WHAT YOU SHOULD DO:
Repeat the listing word for word. No pictures belong in the copy.
============
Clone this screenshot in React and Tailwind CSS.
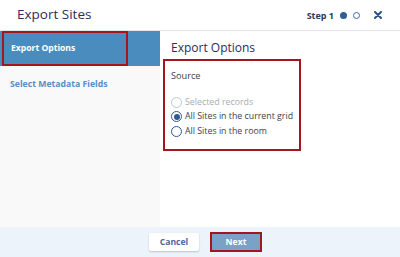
import React from "react";

function Radio({ state, label }) {
  const disabled = state === "disabled";
  const checked = state === "checked";
  return (
    <div className="flex h-[14.5px] items-center gap-[3px] whitespace-nowrap">
      <span
        className={
          "flex h-[11px] w-[11px] shrink-0 items-center justify-center rounded-full border bg-white " +
          (disabled ? "border-[#b9c9dd]" : "border-[#2f5b93]")
        }
      >
        {checked && <span className="h-[6px] w-[6px] rounded-full bg-[#2f5b93]" />}
      </span>
      <span className={"text-[8.8px] leading-none " + (disabled ? "text-[#a9adb5]" : "text-[#3a3f48]")}>
        {label}
      </span>
    </div>
  );
}

export default function App() {
  return (
    <div
      className="flex h-[257px] w-[400px] flex-col overflow-hidden bg-white"
      style={{ fontFamily: '"Open Sans", "Liberation Sans", sans-serif' }}
    >
      {/* Header */}
      <div className="flex h-[31px] shrink-0 items-center justify-between border-b border-[#e3e5ea] pl-[17px] pr-[18px]">
        <span className="text-[13.5px] leading-none text-[#2e2b5f]">Export Sites</span>
        <div className="flex items-center">
          <span className="text-[9px] font-bold leading-none text-[#2c3762]">Step 1</span>
          <span className="ml-[6px] h-[7px] w-[7px] rounded-full bg-[#2f5d94]" />
          <span className="ml-[6px] h-[7px] w-[7px] rounded-full border border-[#3a6aa4] bg-white" />
          <svg className="ml-[14px]" width="8" height="8" viewBox="0 0 8 8">
            <path d="M1 1 L7 7 M7 1 L1 7" stroke="#2c5284" strokeWidth="2" strokeLinecap="round" />
          </svg>
        </div>
      </div>

      {/* Body */}
      <div className="flex min-h-0 flex-1">
        <div className="flex w-[160px] shrink-0 flex-col bg-[#f9f9f9]">
          <div className="flex h-[35px] bg-[#4a8cbd] pl-[2px]">
            <div className="flex h-full w-[126px] items-center border-2 border-[#a1161f] pl-[7px]">
              <span className="text-[8.6px] font-bold leading-none text-white">Export Options</span>
            </div>
          </div>
          <div className="flex h-[35px] items-center pl-[10px] pt-[1px]">
            <span className="text-[8.7px] font-bold leading-none text-[#5a8dc4]">Select Metadata Fields</span>
          </div>
        </div>

        <div className="flex flex-1 flex-col pl-[3px] pt-[8px]">
          <div className="h-[18px] pl-[8px] text-[12px] leading-[18px] text-[#2b2c5c]">Export Options</div>
          <div className="mt-[2px] flex h-[92px] w-[138px] flex-col border-2 border-[#a1161f] px-[6px] pt-[8px]">
            <div className="h-[14px] text-[9.2px] leading-[14px] text-[#3a3f48]">Source</div>
            <div className="mt-[12px] flex flex-col">
              <Radio state="disabled" label="Selected records" />
              <Radio state="checked" label="All Sites in the current grid" />
              <Radio state="empty" label="All Sites in the room" />
            </div>
          </div>
        </div>
      </div>

      {/* Footer */}
      <div className="flex h-[30px] shrink-0 items-center justify-center gap-[11px] bg-[#edf3fa] pl-[11px]">
        <button className="flex h-[18px] w-[50px] items-center justify-center rounded-[2px] bg-white text-[8.6px] font-bold leading-none text-[#4a6b99] shadow-[0_1px_2px_rgba(0,0,0,0.2)]">
          Cancel
        </button>
        <button className="flex h-[20px] w-[52px] items-center justify-center border-2 border-[#a1161f] bg-[#7aa1c6] text-[8.6px] font-bold leading-none text-white">
          Next
        </button>
      </div>
    </div>
  );
}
============
WRITTEN REPLY:
Clone this screenshot in React and Tailwind CSS.
import React from "react";

function Radio({ state, label }) {
  const disabled = state === "disabled";
  const checked = state === "checked";
  return (
    <div className="flex h-[14.5px] items-center gap-[3px] whitespace-nowrap">
      <span
        className={
          "flex h-[11px] w-[11px] shrink-0 items-center justify-center rounded-full border bg-white " +
          (disabled ? "border-[#b9c9dd]" : "border-[#2f5b93]")
        }
      >
        {checked && <span className="h-[6px] w-[6px] rounded-full bg-[#2f5b93]" />}
      </span>
      <span className={"text-[8.8px] leading-none " + (disabled ? "text-[#a9adb5]" : "text-[#3a3f48]")}>
        {label}
      </span>
    </div>
  );
}

export default function App() {
  return (
    <div
      className="flex h-[257px] w-[400px] flex-col overflow-hidden bg-white"
      style={{ fontFamily: '"Open Sans", "Liberation Sans", sans-serif' }}
    >
      {/* Header */}
      <div className="flex h-[31px] shrink-0 items-center justify-between border-b border-[#e3e5ea] pl-[17px] pr-[18px]">
        <span className="text-[13.5px] leading-none text-[#2e2b5f]">Export Sites</span>
        <div className="flex items-center">
          <span className="text-[9px] font-bold leading-none text-[#2c3762]">Step 1</span>
          <span className="ml-[6px] h-[7px] w-[7px] rounded-full bg-[#2f5d94]" />
          <span className="ml-[6px] h-[7px] w-[7px] rounded-full border border-[#3a6aa4] bg-white" />
          <svg className="ml-[14px]" width="8" height="8" viewBox="0 0 8 8">
            <path d="M1 1 L7 7 M7 1 L1 7" stroke="#2c5284" strokeWidth="2" strokeLinecap="round" />
          </svg>
        </div>
      </div>

      {/* Body */}
      <div className="flex min-h-0 flex-1">
        <div className="flex w-[160px] shrink-0 flex-col bg-[#f9f9f9]">
          <div className="flex h-[35px] bg-[#4a8cbd] pl-[2px]">
            <div className="flex h-full w-[126px] items-center border-2 border-[#a1161f] pl-[7px]">
              <span className="text-[8.6px] font-bold leading-none text-white">Export Options</span>
            </div>
          </div>
          <div className="flex h-[35px] items-center pl-[10px] pt-[1px]">
            <span className="text-[8.7px] font-bold leading-none text-[#5a8dc4]">Select Metadata Fields</span>
          </div>
        </div>

        <div className="flex flex-1 flex-col pl-[3px] pt-[8px]">
          <div className="h-[18px] pl-[8px] text-[12px] leading-[18px] text-[#2b2c5c]">Export Options</div>
          <div className="mt-[2px] flex h-[92px] w-[138px] flex-col border-2 border-[#a1161f] px-[6px] pt-[8px]">
            <div className="h-[14px] text-[9.2px] leading-[14px] text-[#3a3f48]">Source</div>
            <div className="mt-[12px] flex flex-col">
              <Radio state="disabled" label="Selected records" />
              <Radio state="checked" label="All Sites in the current grid" />
              <Radio state="empty" label="All Sites in the room" />
            </div>
          </div>
        </div>
      </div>

      {/* Footer */}
      <div className="flex h-[30px] shrink-0 items-center justify-center gap-[11px] bg-[#edf3fa] pl-[11px]">
        <button className="flex h-[18px] w-[50px] items-center justify-center rounded-[2px] bg-white text-[8.6px] font-bold leading-none text-[#4a6b99] shadow-[0_1px_2px_rgba(0,0,0,0.2)]">
          Cancel
        </button>
        <button className="flex h-[20px] w-[52px] items-center justify-center border-2 border-[#a1161f] bg-[#7aa1c6] text-[8.6px] font-bold leading-none text-white">
          Next
        </button>
      </div>
    </div>
  );
}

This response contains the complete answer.